> [Required work] Where the string "React" occurs in the material below, report the whole line.

> [Dataset extract]
____
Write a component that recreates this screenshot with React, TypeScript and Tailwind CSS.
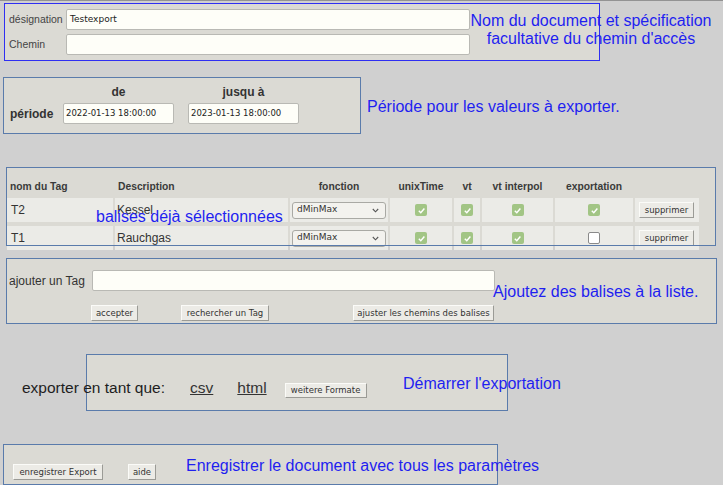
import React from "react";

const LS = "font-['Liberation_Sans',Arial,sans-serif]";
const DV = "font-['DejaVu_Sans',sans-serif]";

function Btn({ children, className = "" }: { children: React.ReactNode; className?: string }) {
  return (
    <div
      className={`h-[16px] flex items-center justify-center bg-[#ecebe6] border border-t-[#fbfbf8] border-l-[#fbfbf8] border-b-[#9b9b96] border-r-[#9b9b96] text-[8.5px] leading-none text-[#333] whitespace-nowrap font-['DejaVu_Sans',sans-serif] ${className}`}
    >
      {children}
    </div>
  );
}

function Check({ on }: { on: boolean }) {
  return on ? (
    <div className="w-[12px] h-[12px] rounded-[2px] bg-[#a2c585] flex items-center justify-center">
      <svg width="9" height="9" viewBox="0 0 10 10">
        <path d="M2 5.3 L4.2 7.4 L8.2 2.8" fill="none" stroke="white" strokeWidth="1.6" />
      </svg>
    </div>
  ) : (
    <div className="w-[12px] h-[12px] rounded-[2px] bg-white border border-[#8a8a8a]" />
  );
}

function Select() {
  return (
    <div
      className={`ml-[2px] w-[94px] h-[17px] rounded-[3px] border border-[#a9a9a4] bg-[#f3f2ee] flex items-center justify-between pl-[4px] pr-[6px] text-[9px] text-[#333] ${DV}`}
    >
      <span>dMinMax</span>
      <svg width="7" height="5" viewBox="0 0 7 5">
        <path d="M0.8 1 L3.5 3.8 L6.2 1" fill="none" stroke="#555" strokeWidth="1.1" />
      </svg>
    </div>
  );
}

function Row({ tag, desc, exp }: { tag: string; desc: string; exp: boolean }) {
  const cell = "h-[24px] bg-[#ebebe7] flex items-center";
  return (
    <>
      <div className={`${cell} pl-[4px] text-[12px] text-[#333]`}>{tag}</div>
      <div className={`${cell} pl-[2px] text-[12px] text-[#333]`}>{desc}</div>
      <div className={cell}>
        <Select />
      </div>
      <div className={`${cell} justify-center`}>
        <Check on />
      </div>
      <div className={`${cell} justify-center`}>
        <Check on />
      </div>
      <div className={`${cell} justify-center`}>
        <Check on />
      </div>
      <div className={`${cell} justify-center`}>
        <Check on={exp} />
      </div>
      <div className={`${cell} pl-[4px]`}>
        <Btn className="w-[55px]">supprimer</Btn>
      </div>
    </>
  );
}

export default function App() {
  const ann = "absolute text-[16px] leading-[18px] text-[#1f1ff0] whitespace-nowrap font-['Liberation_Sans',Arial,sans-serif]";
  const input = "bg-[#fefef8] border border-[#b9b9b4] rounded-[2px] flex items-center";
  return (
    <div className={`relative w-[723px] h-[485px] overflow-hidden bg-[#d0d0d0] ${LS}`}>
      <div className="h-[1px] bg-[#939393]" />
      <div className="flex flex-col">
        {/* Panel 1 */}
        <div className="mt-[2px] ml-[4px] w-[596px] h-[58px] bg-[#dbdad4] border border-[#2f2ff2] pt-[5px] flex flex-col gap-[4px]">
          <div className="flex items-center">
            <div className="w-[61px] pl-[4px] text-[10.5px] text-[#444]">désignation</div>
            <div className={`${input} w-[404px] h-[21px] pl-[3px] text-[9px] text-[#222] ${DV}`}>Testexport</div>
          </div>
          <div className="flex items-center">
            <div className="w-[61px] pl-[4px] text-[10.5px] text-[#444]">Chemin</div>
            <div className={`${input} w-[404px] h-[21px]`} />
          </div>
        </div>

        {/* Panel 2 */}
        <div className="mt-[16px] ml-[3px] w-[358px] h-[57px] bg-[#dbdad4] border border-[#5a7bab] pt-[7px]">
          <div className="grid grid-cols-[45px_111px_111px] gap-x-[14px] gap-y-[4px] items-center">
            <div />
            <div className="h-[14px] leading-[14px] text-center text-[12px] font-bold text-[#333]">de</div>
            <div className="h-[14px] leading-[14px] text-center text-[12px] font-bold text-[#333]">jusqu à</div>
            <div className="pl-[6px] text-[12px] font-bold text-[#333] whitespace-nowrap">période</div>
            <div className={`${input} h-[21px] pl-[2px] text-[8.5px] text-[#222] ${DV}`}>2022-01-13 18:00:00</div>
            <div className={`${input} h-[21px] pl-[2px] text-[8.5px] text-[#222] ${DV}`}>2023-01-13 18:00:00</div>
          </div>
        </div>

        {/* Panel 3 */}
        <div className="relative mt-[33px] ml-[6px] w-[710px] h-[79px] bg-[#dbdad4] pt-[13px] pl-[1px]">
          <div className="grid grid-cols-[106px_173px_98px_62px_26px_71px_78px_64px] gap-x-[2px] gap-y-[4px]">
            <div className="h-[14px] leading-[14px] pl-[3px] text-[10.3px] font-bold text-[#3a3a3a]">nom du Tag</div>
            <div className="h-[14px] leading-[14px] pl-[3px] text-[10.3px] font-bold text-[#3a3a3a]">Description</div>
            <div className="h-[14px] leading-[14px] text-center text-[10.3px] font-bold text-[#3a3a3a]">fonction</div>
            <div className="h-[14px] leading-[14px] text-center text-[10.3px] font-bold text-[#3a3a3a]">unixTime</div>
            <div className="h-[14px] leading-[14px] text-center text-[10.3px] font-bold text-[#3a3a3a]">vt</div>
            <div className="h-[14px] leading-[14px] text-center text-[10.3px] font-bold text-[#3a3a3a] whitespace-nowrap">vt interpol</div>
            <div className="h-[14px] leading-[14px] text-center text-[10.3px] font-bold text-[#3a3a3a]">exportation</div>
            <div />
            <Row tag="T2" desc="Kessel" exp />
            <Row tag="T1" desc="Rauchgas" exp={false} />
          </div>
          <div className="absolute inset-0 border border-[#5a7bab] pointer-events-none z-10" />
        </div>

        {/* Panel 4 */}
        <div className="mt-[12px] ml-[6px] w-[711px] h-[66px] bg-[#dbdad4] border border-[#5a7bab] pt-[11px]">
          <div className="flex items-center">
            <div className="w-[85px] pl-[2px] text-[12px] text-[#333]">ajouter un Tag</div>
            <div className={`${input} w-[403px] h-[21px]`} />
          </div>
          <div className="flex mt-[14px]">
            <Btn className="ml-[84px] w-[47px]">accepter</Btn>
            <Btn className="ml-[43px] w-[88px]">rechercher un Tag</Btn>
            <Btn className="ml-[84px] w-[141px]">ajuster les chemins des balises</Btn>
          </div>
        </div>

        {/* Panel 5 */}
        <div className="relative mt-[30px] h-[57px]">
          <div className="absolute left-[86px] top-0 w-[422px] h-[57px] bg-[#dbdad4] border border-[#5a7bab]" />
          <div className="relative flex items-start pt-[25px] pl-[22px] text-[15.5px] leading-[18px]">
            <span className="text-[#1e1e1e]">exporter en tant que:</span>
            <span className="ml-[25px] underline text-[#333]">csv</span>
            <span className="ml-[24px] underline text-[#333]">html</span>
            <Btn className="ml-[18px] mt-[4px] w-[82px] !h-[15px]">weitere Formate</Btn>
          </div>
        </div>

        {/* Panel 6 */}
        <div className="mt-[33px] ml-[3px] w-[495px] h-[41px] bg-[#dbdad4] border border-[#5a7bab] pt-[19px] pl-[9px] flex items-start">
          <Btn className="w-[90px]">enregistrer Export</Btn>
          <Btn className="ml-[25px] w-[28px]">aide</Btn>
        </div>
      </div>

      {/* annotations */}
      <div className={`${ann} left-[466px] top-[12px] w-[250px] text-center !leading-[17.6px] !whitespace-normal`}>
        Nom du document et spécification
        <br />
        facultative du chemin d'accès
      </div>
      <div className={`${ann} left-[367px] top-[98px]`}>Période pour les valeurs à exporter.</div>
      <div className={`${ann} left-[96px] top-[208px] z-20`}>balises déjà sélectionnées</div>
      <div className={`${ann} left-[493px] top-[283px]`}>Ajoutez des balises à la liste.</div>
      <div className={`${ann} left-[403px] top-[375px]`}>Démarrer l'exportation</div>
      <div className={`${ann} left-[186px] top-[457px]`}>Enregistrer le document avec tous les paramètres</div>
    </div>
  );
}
____
> [Correct output]
Write a component that recreates this screenshot with React, TypeScript and Tailwind CSS.
import React from "react";
function Btn({ children, className = "" }: { children: React.ReactNode; className?: string }) {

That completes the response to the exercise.